La vida humana es, por naturaleza, un proceso abierto e inacabado. Siempre estamos en movimiento: construyendo, buscando, proyectando. Esta dinámica constante nos confronta con la necesidad de una estructura interna que brinde sentido y dirección. Esa estructura se sustenta en pilares fundamentales como el amor, el trabajo, la cultura y la amistad. Son estos elementos los que otorgan coherencia a nuestra existencia y sostienen nuestro desarrollo emocional y social.
Educar, en este contexto, va mucho más allá de transmitir conocimientos; implica despertar un compromiso emocional y ético con los valores que orientan la vida. Sin estos referentes, corremos el riesgo de perdernos en una sociedad que, aunque avanza en lo tecnológico, muestra claros signos de extravío en lo humano.

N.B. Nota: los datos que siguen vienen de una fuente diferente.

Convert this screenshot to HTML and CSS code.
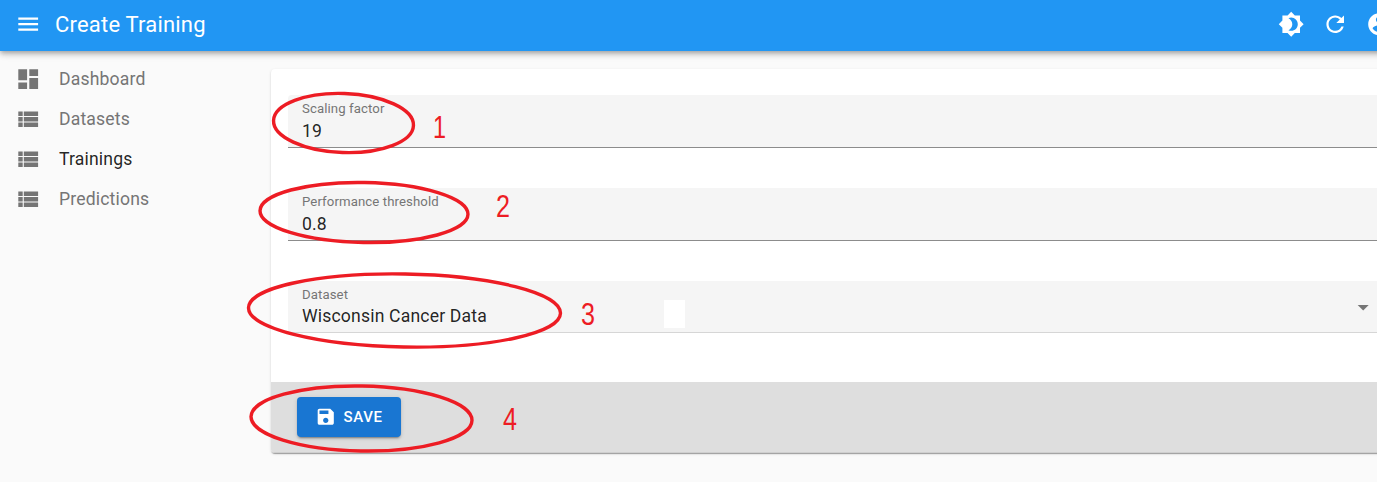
FILE: index.html
```html
<!DOCTYPE html>
<html lang="en">
<head>
<meta charset="utf-8">
<title>Create Training</title>
<link rel="stylesheet" href="styles.css">
</head>
<body>
<div class="page">
  <header class="appbar">
    <svg class="icon menu-icon" viewBox="0 0 24 24"><path d="M3 18h18v-2H3v2zm0-5h18v-2H3v2zm0-7v2h18V6H3z"/></svg>
    <h1 class="title">Create Training</h1>
    <div class="actions">
      <svg class="icon" viewBox="0 0 24 24"><path d="M20 8.69V4h-4.69L12 .69 8.69 4H4v4.69L.69 12 4 15.31V20h4.69L12 23.31 15.31 20H20v-4.69L23.31 12 20 8.69zM12 18c-.89 0-1.74-.2-2.5-.55C11.56 16.5 13 14.42 13 12s-1.44-4.5-3.5-5.45C10.26 6.2 11.11 6 12 6c3.31 0 6 2.69 6 6s-2.69 6-6 6z"/></svg>
      <svg class="icon" viewBox="0 0 24 24"><path d="M17.65 6.35C16.2 4.9 14.21 4 12 4c-4.42 0-7.99 3.58-7.99 8s3.57 8 7.99 8c3.73 0 6.84-2.55 7.73-6h-2.08c-.82 2.33-3.04 4-5.65 4-3.31 0-6-2.69-6-6s2.69-6 6-6c1.66 0 3.14.69 4.22 1.78L13 11h7V4l-2.35 2.35z"/></svg>
      <svg class="icon" viewBox="0 0 24 24"><path d="M12 2C6.48 2 2 6.48 2 12s4.48 10 10 10 10-4.48 10-10S17.52 2 12 2zm0 3c1.66 0 3 1.34 3 3s-1.34 3-3 3-3-1.34-3-3 1.34-3 3-3zm0 14.2c-2.5 0-4.71-1.28-6-3.22.03-1.99 4-3.08 6-3.08 1.99 0 5.97 1.09 6 3.08-1.29 1.94-3.5 3.22-6 3.22z"/></svg>
    </div>
  </header>
  <div class="shell">
    <nav class="sidebar">
      <a class="nav-item">
        <svg class="icon" viewBox="0 0 24 24"><path d="M3 13h8V3H3v10zm0 8h8v-6H3v6zm10 0h8V11h-8v10zm0-18v6h8V3h-8z"/></svg>
        <span>Dashboard</span>
      </a>
      <a class="nav-item">
        <svg class="icon" viewBox="0 0 24 24"><path d="M3 14h4v-4H3v4zm0 5h4v-4H3v4zM3 9h4V5H3v4zm5 5h13v-4H8v4zm0 5h13v-4H8v4zM8 5v4h13V5H8z"/></svg>
        <span>Datasets</span>
      </a>
      <a class="nav-item active">
        <svg class="icon" viewBox="0 0 24 24"><path d="M3 14h4v-4H3v4zm0 5h4v-4H3v4zM3 9h4V5H3v4zm5 5h13v-4H8v4zm0 5h13v-4H8v4zM8 5v4h13V5H8z"/></svg>
        <span>Trainings</span>
      </a>
      <a class="nav-item">
        <svg class="icon" viewBox="0 0 24 24"><path d="M3 14h4v-4H3v4zm0 5h4v-4H3v4zM3 9h4V5H3v4zm5 5h13v-4H8v4zm0 5h13v-4H8v4zM8 5v4h13V5H8z"/></svg>
        <span>Predictions</span>
      </a>
    </nav>
    <main class="content">
      <section class="card">
        <form class="form">
          <div class="field">
            <div class="field-label">Scaling factor</div>
            <div class="field-value">19</div>
          </div>
          <div class="field">
            <div class="field-label">Performance threshold</div>
            <div class="field-value">0.8</div>
          </div>
          <div class="field field-select">
            <div class="field-label">Dataset</div>
            <div class="field-value">Wisconsin Cancer Data</div>
            <svg class="icon caret" viewBox="0 0 24 24"><path d="M7 10l5 5 5-5z"/></svg>
          </div>
        </form>
        <div class="toolbar">
          <button class="save" type="button">
            <svg class="icon save-icon" viewBox="0 0 24 24"><path d="M17 3H5c-1.11 0-2 .9-2 2v14c0 1.1.89 2 2 2h14c1.1 0 2-.9 2-2V7l-4-4zm-5 16c-1.66 0-3-1.34-3-3s1.34-3 3-3 3 1.34 3 3-1.34 3-3 3zm3-10H5V5h10v4z"/></svg>
            <span>Save</span>
          </button>
        </div>
      </section>
    </main>
  </div>
  <svg class="annotations" viewBox="0 0 1377 482">
    <rect class="patch" x="664" y="300" width="21" height="28"/>
    <ellipse class="ring" cx="343.5" cy="123" rx="70" ry="29.5" transform="rotate(2 343.5 123)"/>
    <ellipse class="ring" cx="364" cy="212.5" rx="104" ry="30" transform="rotate(1 364 212.5)"/>
    <ellipse class="ring" cx="404.5" cy="310.5" rx="156" ry="36.5" transform="rotate(1 404.5 310.5)"/>
    <ellipse class="ring" cx="361.5" cy="418.5" rx="110.5" ry="32.5" transform="rotate(1 361.5 418.5)"/>
    <text class="num" x="433" y="138" textLength="13" lengthAdjust="spacingAndGlyphs">1</text>
    <text class="num" x="496" y="217" textLength="14" lengthAdjust="spacingAndGlyphs">2</text>
    <text class="num" x="581" y="325" textLength="14" lengthAdjust="spacingAndGlyphs">3</text>
    <text class="num" x="503" y="430" textLength="14" lengthAdjust="spacingAndGlyphs">4</text>
  </svg>
</div>
</body>
</html>
```
FILE: styles.css
```css
* { box-sizing: border-box; }
html, body { margin: 0; height: 100%; overflow: hidden; background: #fafafa; }
body { font-family: Roboto, "Noto Sans", sans-serif; color: rgba(0,0,0,.87); }
.page { position: relative; width: 1400px; height: 482px; overflow: hidden; }
.icon { display: block; width: 26.4px; height: 26.4px; flex: none; fill: currentColor; }
.appbar {
  position: relative;
  z-index: 2;
  display: flex;
  align-items: center;
  height: 51px;
  padding: 0 0 3px 15px;
  background: #2196f3;
  color: #fff;
  box-shadow: 0 2px 4px -1px rgba(0,0,0,.2), 0 4px 5px rgba(0,0,0,.14), 0 1px 10px rgba(0,0,0,.12);
}
.title { margin: 2px 0 0 13.6px; font-size: 22px; font-weight: 400; line-height: 1; letter-spacing: .2px; }
.actions { display: flex; gap: 17.6px; margin-left: auto; padding-right: 7.7px; }
.shell { display: flex; }
.sidebar { width: 271px; flex: none; padding-top: 8.5px; }
.nav-item { display: flex; align-items: center; gap: 17.6px; height: 39.8px; padding-left: 15px; color: #757575; font-size: 17.6px; letter-spacing: .16px; }
.nav-item.active span { color: rgba(0,0,0,.87); }
.content { flex: 1; padding-top: 18px; }
.card { background: #fff; border-radius: 4px; box-shadow: 0 2px 1px -1px rgba(0,0,0,.2), 0 1px 1px rgba(0,0,0,.14), 0 1px 3px rgba(0,0,0,.12); overflow: hidden; }
.form { display: flex; flex-direction: column; gap: 40px; padding: 26px 0 49px 17px; }
.field { position: relative; height: 53px; padding: 6px 14px 0; background: #f5f5f5; border-bottom: 1px solid #8c8c8c; border-radius: 4px 4px 0 0; }
.field-select { height: 52px; border-bottom-color: #d6d6d6; }
.field-select .field-value { margin-top: 3px; }
.field-label { font-size: 13.2px; line-height: 15px; color: #757575; letter-spacing: .1px; }
.field-value { margin-top: 4px; font-size: 17.6px; line-height: 22px; letter-spacing: .17px; }
.caret { position: absolute; right: 24px; top: 13px; color: #757575; }
.toolbar { display: flex; align-items: center; height: 71px; padding: 0 26px; background: #dedede; border-bottom: 1px solid #cfcfcf; }
.save { display: flex; align-items: center; gap: 7px; width: 104px; height: 40px; padding: 0 0 0 18px; border: 0; border-radius: 4px; background: #1976d2; color: #fff; font: 500 15px/1 Roboto, sans-serif; letter-spacing: .65px; text-transform: uppercase; box-shadow: 0 3px 1px -2px rgba(0,0,0,.2), 0 2px 2px rgba(0,0,0,.14), 0 1px 5px rgba(0,0,0,.12); }
.save-icon { width: 21.5px; height: 21.5px; }
.annotations { position: absolute; z-index: 3; left: 0; top: 0; width: 1377px; height: 482px; pointer-events: none; }
.patch { fill: #fff; }
.ring { fill: none; stroke: #ed1c24; stroke-width: 3.4; }
.num { fill: #ed1c24; font-family: "Liberation Sans", sans-serif; font-size: 31px; }
```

Una de las grandes dificultades actuales es que los modelos de referencia que se proponen con frecuencia están fracturados o vacíos de contenido. Se eligen muchas veces por su aparente simplicidad o accesibilidad, pero rara vez conducen a un crecimiento genuino. En cambio, los modelos más completos —aunque exijan mayor esfuerzo y autoconocimiento— son los que nos permiten evolucionar de manera auténtica y saludable.